Jeremy Reynalds | ASSIST News Service | Published: Sep 29, 2006

Pastor Faces Massive Fine for "Illegal Baptisms"

BELARUS -- Baptizing 70 people in a lake has resulted in the pastor of one of Belarus' largest Pentecostal churches being fined over 150 times the minimum wage.

Belarus is located in Eastern Europe, east of Poland.

“We didn't manage to appeal against the court's decision in time and now we're deciding what to do next,” a member of Salvation Pentecostal Church speaking on condition of anonymity told Forum 18. “If we are fined again within a year, the authorities will have grounds to close the church down.”

To Forum 18's knowledge, this is the first time that a member congregation of a mainstream Protestant church group has been faced with such a huge fine for unsanctioned religious activity.

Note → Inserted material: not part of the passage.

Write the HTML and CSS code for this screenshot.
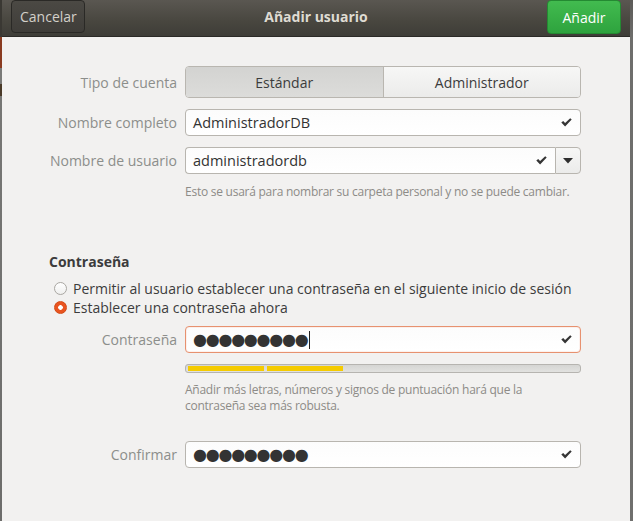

Similarly heavy fines have been imposed on New Life, the Minsk-based charismatic church (see F18News
). New Life is also facing the building it uses for worship being taken from it by the authorities (see F18News ).

Also heavily fined has been a parish of the Russian Orthodox Church Abroad in the Brest region (see F18News).

Pastor Sergei Poznyakovich baptized about 70 people in a local lake on July 2, a congregation member told Forum 18 from the small town of Baranovichi in south-west Belarus, where Salvation Pentecostal Church is located.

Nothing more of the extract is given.